A suit, CV-92-01993, involving the issues discussed herein, is pending in the Circuit Court of Jefferson County, Alabama. To allow the state court to consider those issues, the mortgagee made an oral Motion for Relief from Stay at the hearing on the objection. This Court indicated at the hearing that relief from the stay would be granted based on the oral motion. The Court's tentative decision to grant the oral motion was based on the possibility that Alabama law on the issues raised by the mortgagee's claim was, as yet, undefined, and that, consequently, a state court might be better equipped to interpret that law as it relates to the mortgagee's tort and breach of contract claims. However, after an analysis of Alabama law, the Court concludes that Alabama law is not undefined at all, but, instead, is very clear. A full credit bid at a foreclosure sale by a mortgagee not only precludes the possibility of a deficiency claim, but also terminates any right of action the mortgagee may have had against the mortgagor for waste committed prior to the foreclosure sale. See cases cited at note 4 below. The fact that the mortgagee characterizes its claims in terms of tort or breach of contract does not appear to change that law. Because the state law germane to the issues involved herein is not uncertain, application of that law to the facts in this case does not necessarily require the experience and expertise of a state court judge, so that relief from the stay is not warranted at this time. To do otherwise would require the debtor to suffer the expense of time and money to defend a suit which is not necessary. See Smith v. Tricare Rehabilitation Systems, Inc. (In re Tricare Rehabilitation Systems, Inc.), 181 B.R. 569 (Bankr. N.D.Ala.1994) where this Court discusses the factors to consider in determining whether a lawsuit against a bankruptcy debtor should continue in the forum in which it originated. The Court has considered those factors in this case and finds that the state court matter should not proceed.
[2] Because there is no federal foreclosure law, Alabama foreclosure law controls. In re McKinney, 174 B.R. 330, 333-34 (Bankr.S.D.Ala.1994) (citing BFP v. Resolution Trust Corp., 511 U.S. 531, 114 S. Ct. 1757, 128 L. Ed. 2d 556 (1994)).

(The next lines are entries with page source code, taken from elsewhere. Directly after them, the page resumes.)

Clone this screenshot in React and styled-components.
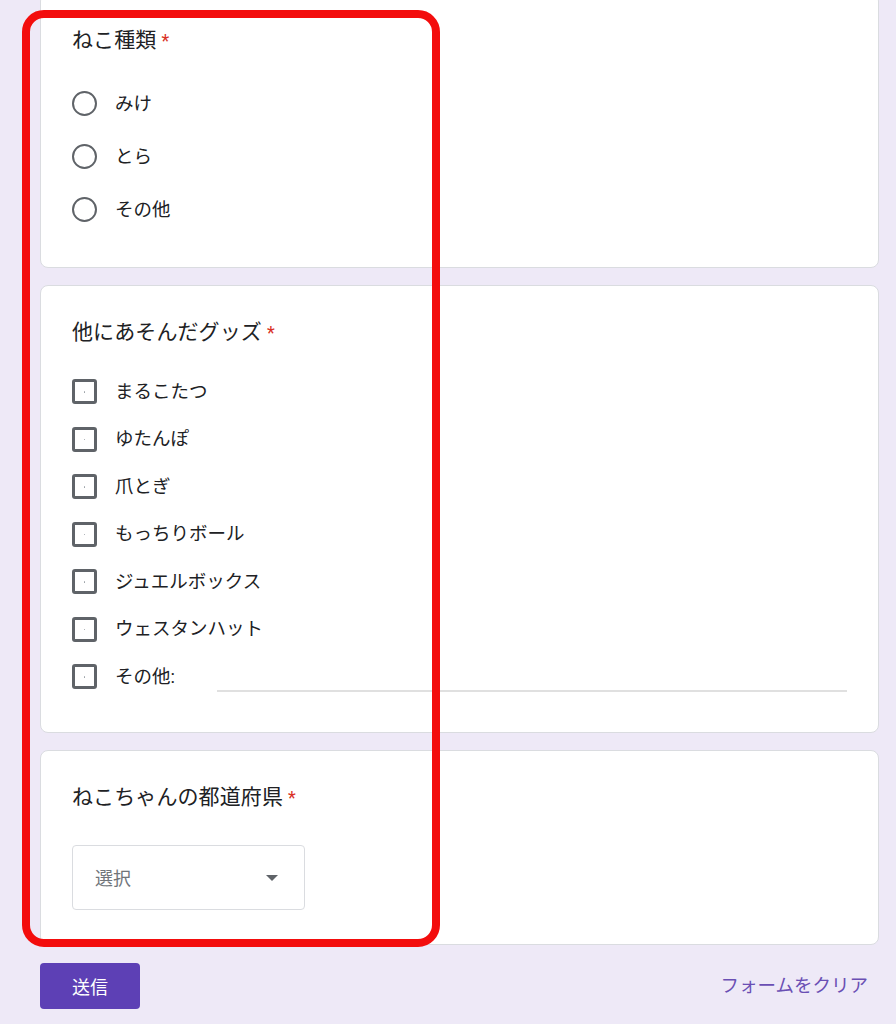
import React from "react";
import styled, { createGlobalStyle } from "styled-components";

const Global = createGlobalStyle`
  html, body { margin: 0; padding: 0; background: #eee9f7; }
  body {
    font-family: Roboto, "Noto Sans CJK JP", "Noto Sans", sans-serif;
    color: #202124;
    overflow: hidden;
  }
  * { box-sizing: border-box; }
`;

const Page = styled.div`
  position: relative;
  width: 896px;
  height: 1024px;
  padding: 0 17px 0 40px;
  overflow: hidden;
`;

const Stack = styled.div`
  display: flex;
  flex-direction: column;
  gap: 17px;
  margin-top: -7px;
`;

const Card = styled.section`
  background: #fff;
  border: 1px solid #dadce0;
  border-radius: 8px;
  padding: 23px 31px 31px;
`;

const Title = styled.div`
  font-size: 21px;
  line-height: 46px;
  height: 46px;
  color: #202124;
  letter-spacing: 0.1px;
`;

const Req = styled.span`
  color: #d93025;
  margin-left: 5px;
  font-size: 18px;
`;

const Options = styled.div`
  display: flex;
  flex-direction: column;
  margin-top: ${(p) => p.$top}px;
`;

const Row = styled.label`
  display: flex;
  align-items: center;
  height: ${(p) => p.$h}px;
`;

const Radio = styled.span`
  width: 25px;
  height: 25px;
  border-radius: 50%;
  border: 2.6px solid #5f6368;
  flex: none;
`;

const Check = styled.span`
  position: relative;
  width: 25px;
  height: 25px;
  border-radius: 3px;
  border: 3px solid #5f6368;
  flex: none;
  &::after {
    content: "";
    position: absolute;
    left: 50%;
    top: 50%;
    width: 1.5px;
    height: 1.5px;
    margin: -0.75px 0 0 -0.75px;
    background: #9aa0a6;
    border-radius: 50%;
  }
`;

const Label = styled.span`
  margin-left: 18px;
  font-size: 18.5px;
  line-height: 24px;
  color: #202124;
  white-space: nowrap;
`;

const OtherLine = styled.span`
  flex: 1;
  align-self: flex-end;
  margin: 0 0 9px 42px;
  height: 2px;
  background: #e0e0e0;
`;

const Select = styled.div`
  width: 233px;
  height: 65px;
  margin: 25px 0 3px;
  border: 1px solid #dadce0;
  border-radius: 4px;
  display: flex;
  align-items: center;
  padding: 0 26px 0 22px;
  justify-content: space-between;
`;

const SelectText = styled.span`
  font-size: 18px;
  color: #70757a;
`;

const Caret = styled.span`
  width: 0;
  height: 0;
  border-left: 6px solid transparent;
  border-right: 6px solid transparent;
  border-top: 6px solid #5f6368;
  margin-top: 2px;
`;

const Footer = styled.div`
  display: flex;
  align-items: center;
  justify-content: space-between;
  margin-top: 18px;
  padding-right: 11px;
`;

const Submit = styled.button`
  width: 100px;
  height: 46px;
  border: none;
  border-radius: 4px;
  background: #5d40b5;
  color: #fff;
  font-family: inherit;
  font-size: 18px;
  padding: 0;
`;

const Clear = styled.span`
  color: #6a4fb4;
  font-size: 18.5px;
  margin-top: -3px;
`;

const Annotation = styled.div`
  position: absolute;
  left: 22px;
  top: 10px;
  width: 418px;
  height: 937px;
  border: 8px solid #f30d0d;
  border-radius: 22px;
  pointer-events: none;
`;

const cats = ["みけ", "とら", "その他"];
const goods = [
  "まるこたつ",
  "ゆたんぽ",
  "爪とぎ",
  "もっちりボール",
  "ジュエルボックス",
  "ウェスタンハット",
];

export default function App() {
  return (
    <>
      <Global />
      <Page>
        <Stack>
          <Card>
            <Title>
              ねこ種類<Req>*</Req>
            </Title>
            <Options $top={14}>
              {cats.map((c) => (
                <Row key={c} $h={53}>
                  <Radio />
                  <Label>{c}</Label>
                </Row>
              ))}
            </Options>
          </Card>
          <Card>
            <Title>
              他にあそんだグッズ<Req>*</Req>
            </Title>
            <Options $top={13}>
              {goods.map((g) => (
                <Row key={g} $h={47.5}>
                  <Check />
                  <Label>{g}</Label>
                </Row>
              ))}
              <Row $h={47.5}>
                <Check />
                <Label>その他:</Label>
                <OtherLine />
              </Row>
            </Options>
          </Card>
          <Card>
            <Title>
              ねこちゃんの都道府県<Req>*</Req>
            </Title>
            <Select>
              <SelectText>選択</SelectText>
              <Caret />
            </Select>
          </Card>
        </Stack>
        <Footer>
          <Submit>送信</Submit>
          <Clear>フォームをクリア</Clear>
        </Footer>
        <Annotation />
      </Page>
    </>
  );
}
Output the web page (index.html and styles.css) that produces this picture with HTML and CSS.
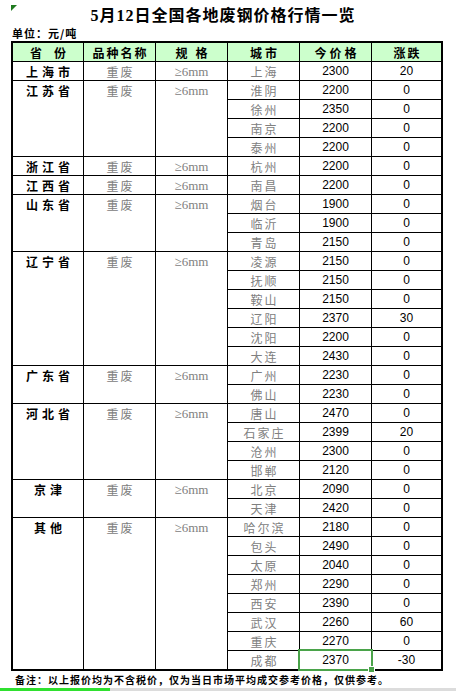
FILE: index.html
```html
<!DOCTYPE html>
<html lang="zh-CN">
<head>
<meta charset="utf-8">
<title>5月12日全国各地废钢价格行情一览</title>
<link rel="stylesheet" href="styles.css">
</head>
<body>
<div class="sheet">
  <span class="flag"></span>
  <div class="title">5月12日全国各地废钢价格行情一览</div>
  <div class="unit">单位：元/吨</div>
  <table class="grid">
    <colgroup>
      <col class="c1"><col class="c2"><col class="c3"><col class="c4"><col class="c5"><col class="c6">
    </colgroup>
    <thead>
      <tr><th class="hw">省份</th><th class="hn">品种名称</th><th class="hm">规格</th><th>城市</th><th>今价格</th><th class="hn">涨跌</th></tr>
    </thead>
    <tbody>
      <tr><td class="prov">上海市</td><td class="kind">重废</td><td class="spec">≥6mm</td><td class="city">上海</td><td class="num">2300</td><td class="num">20</td></tr>

      <tr><td class="prov" rowspan="4">江苏省</td><td class="kind" rowspan="4">重废</td><td class="spec" rowspan="4">≥6mm</td><td class="city">淮阴</td><td class="num">2200</td><td class="num">0</td></tr>
      <tr><td class="city">徐州</td><td class="num">2350</td><td class="num">0</td></tr>
      <tr><td class="city">南京</td><td class="num">2200</td><td class="num">0</td></tr>
      <tr><td class="city">泰州</td><td class="num">2200</td><td class="num">0</td></tr>

      <tr><td class="prov">浙江省</td><td class="kind">重废</td><td class="spec">≥6mm</td><td class="city">杭州</td><td class="num">2200</td><td class="num">0</td></tr>
      <tr><td class="prov">江西省</td><td class="kind">重废</td><td class="spec">≥6mm</td><td class="city">南昌</td><td class="num">2200</td><td class="num">0</td></tr>

      <tr><td class="prov" rowspan="3">山东省</td><td class="kind" rowspan="3">重废</td><td class="spec" rowspan="3">≥6mm</td><td class="city">烟台</td><td class="num">1900</td><td class="num">0</td></tr>
      <tr><td class="city">临沂</td><td class="num">1900</td><td class="num">0</td></tr>
      <tr><td class="city">青岛</td><td class="num">2150</td><td class="num">0</td></tr>

      <tr><td class="prov" rowspan="6">辽宁省</td><td class="kind" rowspan="6">重废</td><td class="spec" rowspan="6">≥6mm</td><td class="city">凌源</td><td class="num">2150</td><td class="num">0</td></tr>
      <tr><td class="city">抚顺</td><td class="num">2150</td><td class="num">0</td></tr>
      <tr><td class="city">鞍山</td><td class="num">2150</td><td class="num">0</td></tr>
      <tr><td class="city">辽阳</td><td class="num">2370</td><td class="num">30</td></tr>
      <tr><td class="city">沈阳</td><td class="num">2200</td><td class="num">0</td></tr>
      <tr><td class="city">大连</td><td class="num">2430</td><td class="num">0</td></tr>

      <tr><td class="prov" rowspan="2">广东省</td><td class="kind" rowspan="2">重废</td><td class="spec" rowspan="2">≥6mm</td><td class="city">广州</td><td class="num">2230</td><td class="num">0</td></tr>
      <tr><td class="city">佛山</td><td class="num">2230</td><td class="num">0</td></tr>

      <tr><td class="prov" rowspan="4">河北省</td><td class="kind" rowspan="4">重废</td><td class="spec" rowspan="4">≥6mm</td><td class="city">唐山</td><td class="num">2470</td><td class="num">0</td></tr>
      <tr><td class="city">石家庄</td><td class="num">2399</td><td class="num">20</td></tr>
      <tr><td class="city">沧州</td><td class="num">2300</td><td class="num">0</td></tr>
      <tr><td class="city">邯郸</td><td class="num">2120</td><td class="num">0</td></tr>

      <tr><td class="prov" rowspan="2">京津</td><td class="kind" rowspan="2">重废</td><td class="spec" rowspan="2">≥6mm</td><td class="city">北京</td><td class="num">2090</td><td class="num">0</td></tr>
      <tr><td class="city">天津</td><td class="num">2420</td><td class="num">0</td></tr>

      <tr><td class="prov last" rowspan="8">其他</td><td class="kind last" rowspan="8">重废</td><td class="spec last" rowspan="8">≥6mm</td><td class="city">哈尔滨</td><td class="num">2180</td><td class="num">0</td></tr>
      <tr><td class="city">包头</td><td class="num">2490</td><td class="num">0</td></tr>
      <tr><td class="city">太原</td><td class="num">2040</td><td class="num">0</td></tr>
      <tr><td class="city">郑州</td><td class="num">2290</td><td class="num">0</td></tr>
      <tr><td class="city">西安</td><td class="num">2390</td><td class="num">0</td></tr>
      <tr><td class="city">武汉</td><td class="num">2260</td><td class="num">60</td></tr>
      <tr><td class="city">重庆</td><td class="num">2270</td><td class="num">0</td></tr>
      <tr><td class="city last">成都</td><td class="num last sel">2370<span class="sel-box"></span><span class="sel-handle"></span></td><td class="num last">-30</td></tr>
    </tbody>
  </table>
  <div class="note">备注：以上报价均为不含税价，仅为当日市场平均成交参考价格，仅供参考。</div>
  <div class="bar"><span class="bar-on"></span><span class="bar-off"></span></div>
</div>
</body>
</html>
```

FILE: styles.css
```css
html, body {
  margin: 0;
  padding: 0;
  background: #fff;
}

body {
  width: 456px;
  height: 691px;
  overflow: hidden;
  font-family: "Noto Sans CJK SC", sans-serif;
  color: #000;
}

.sheet {
  position: relative;
  display: flex;
  flex-direction: column;
  height: 691px;
}

.flag {
  position: absolute;
  left: 11px;
  top: 5px;
  width: 0;
  height: 0;
  border-top: 6px solid #1f7a1f;
  border-right: 6px solid transparent;
}

.title {
  margin-top: 5px;
  height: 22px;
  line-height: 22px;
  text-align: center;
  padding-right: 10px;
  font-family: "Liberation Serif", "Noto Sans CJK SC", serif;
  font-size: 16px;
  font-weight: bold;
  letter-spacing: 1px;
}

.unit {
  height: 13px;
  line-height: 13px;
  padding-left: 12px;
  font-size: 11px;
  font-weight: bold;
  letter-spacing: 1px;
}

.grid {
  margin: 1px 0 0 11px;
  width: 432px;
  border: 2px solid #000;
  border-collapse: separate;
  border-spacing: 0;
  table-layout: fixed;
}

.c1 { width: 71px; }
.c2 { width: 72px; }
.c3 { width: 72px; }
.c4 { width: 72px; }
.c5 { width: 72px; }
.c6 { width: 69px; }

.grid th,
.grid td {
  border-right: 1px solid #000;
  border-bottom: 1px solid #000;
  padding: 1px 0 0 0;
  height: 17px;
  line-height: 17px;
  text-align: center;
  white-space: nowrap;
  overflow: hidden;
  font-size: 12px;
}

.grid tr > :last-child {
  border-right: 0;
}

.grid td.last {
  border-bottom: 0;
}

.grid th {
  background: #ccffcc;
  font-weight: bold;
  letter-spacing: 3px;
  padding-left: 3px;
}

.grid th.hw {
  letter-spacing: 12px;
  padding-left: 12px;
}

.grid th.hm {
  letter-spacing: 8px;
  padding-left: 8px;
}

.grid th.hn {
  letter-spacing: 2px;
  padding-left: 2px;
}

.grid td.prov {
  font-weight: bold;
  letter-spacing: 4px;
  padding-left: 4px;
  vertical-align: top;
}

.grid td.kind {
  color: #808080;
  letter-spacing: 2px;
  padding-left: 2px;
  vertical-align: top;
}

.grid td.spec {
  color: #808080;
  font-family: "Liberation Serif", serif;
  font-size: 13px;
  vertical-align: top;
}

.grid td.city {
  color: #808080;
  letter-spacing: 2px;
  padding-left: 2px;
}

.grid td.num {
  font-family: "Liberation Sans", Arial, sans-serif;
  font-size: 12px;
}

.grid td.sel {
  position: relative;
  overflow: visible;
}

.sel-box {
  position: absolute;
  left: -2px;
  top: -2px;
  right: -2px;
  bottom: -2px;
  border: 2px solid #4aa34a;
}

.sel-handle {
  position: absolute;
  right: -4px;
  bottom: -4px;
  width: 5px;
  height: 5px;
  background: #4aa34a;
  border: 1px solid #fff;
}

.note {
  margin-top: 2px;
  height: 14px;
  line-height: 14px;
  padding-left: 15px;
  font-size: 10px;
  font-weight: bold;
  letter-spacing: 1px;
  white-space: nowrap;
}

.bar {
  margin-top: auto;
  height: 3px;
  display: flex;
}

.bar-on {
  width: 110px;
  background: #2fe02f;
}

.bar-off {
  flex: 1;
  background: #dcdcdc;
}
```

[3] See also Muscle Shoals National Bank v. Hallmark, 399 So. 2d 297 (Ala.1981) where the Supreme Court of Alabama held that where a mortgagee bid in the full amount of the outstanding loan plus expenses but later sold the property to a third party for less than the amount bid that the mortgagee was not entitled to the difference in the foreclosure sale amount and the subsequent sale amount. Writing for the Court, Chief Justice Torbert stated:
It is well settled in Alabama that proceeds from the sale of mortgaged property must be applied to the debt secured by the property. See, Pearce v. Mills, 190 Ala. 616, 67 So. 581 (1914); Strickland v. Hardie, 82 Ala. 412, 3 So. 40 (1887); Johnson v. Thomas, 77 Ala. 367 (1885). Therefore, once the mortgaged property was sold upon foreclosure, Muscle Shoals was bound to apply the proceeds to the debt. Had the sale yielded an amount in excess of the debt, the Hallmarks would have been entitled to such excess amount. Continental Casualty Co. v. Brawner, 227 Ala. 98, 148 So. 809 (1933); Hayes v. Woods, 72 Ala. 92 (1882). The result is unchanged by the fact that the purchaser was the mortgagee. See, Pruett v. First National Bank of Anniston, 229 Ala. 441, 157 So. 846 (1934). Furthermore, payment or satisfaction of the debt discharged the guarantors. Shur-Gain Feed Division William Davies Co. v. Huntsville Production Credit Association, 372 So. 2d 1317 (Ala.Civ.App.1979). Therefore, foreclosure operated to release both the principal debtors and the guarantors.
Id. at 298.
[4] Gordons Transp. Fed. Credit Union v. Alabama Farm Bureau Mut. Casualty Ins. Co., 278 Ala. 338, 340, 178 So. 2d 164, 165 (1965); Sloss-Sheffield Steel and Iron, Co. v. Wilkes, 231 Ala. 511, 515, 165 So. 764, 767 (1936), overruled on other grounds, Henderson v. Wade Sand and Gravel Co., 388 So. 2d 900 (Ala.1980). Accord Allstate Fin. Corp. v. Zimmerman, 272 F.2d 323, 325 (5th Cir.1959) (applying Florida law); In re Schwen's, Inc., 19 B.R. 681, 703 (Bankr.D.Minn.1981) (applying Minnesota law), aff'd, 20 B.R. 638 (D.Minn.1982), aff'd, 693 F.2d 48 (8th Cir.1982); Monte Enters., Inc. v. Kavanaugh, 62 N.C.App. 541, 303 S.E.2d 194, 195 (1983); Cornelison v. Kornbluth, 15 Cal. 3d 590, 125 Cal. Rptr. 557, 569, 542 P.2d 981, 993 (1975); Band Realty Co. v. North Brewster, Inc., 59 A.D.2d 770, 398 N.Y.S.2d 724, 725 (1977); Terry v. C.B. Contracting Co., 388 S.W.2d 349, 351 (Mo.Civ.App.1965). See, e.g., Edelman v. Poe, 267 Ala. 387, 389, 103 So. 2d 333, 334 (1958) (pendency of foreclosure suit required abatement of suit subsequently filed by mortgagee for damages caused by waste committed by mortgagor since any damages collected by mortgagee would have to be applied pro tanto on the mortgage indebtedness).
[5] The mortgagee, as purchaser at the foreclosure sale, became the absolute owner of the property when the sale was made and, as such, is entitled to assert a claim for waste caused to the property, if any, after that point in time. Phillips v. Birmingham Industr. Co., 171 Ala. 445, 450, 54 So. 603, 604 (1911). If the mortgagee contends that any portion of the property's diminution in value resulted from waste allegedly committed by the debtor post-foreclosure, he should file an amended proof of claim within fifteen (15) days of this order.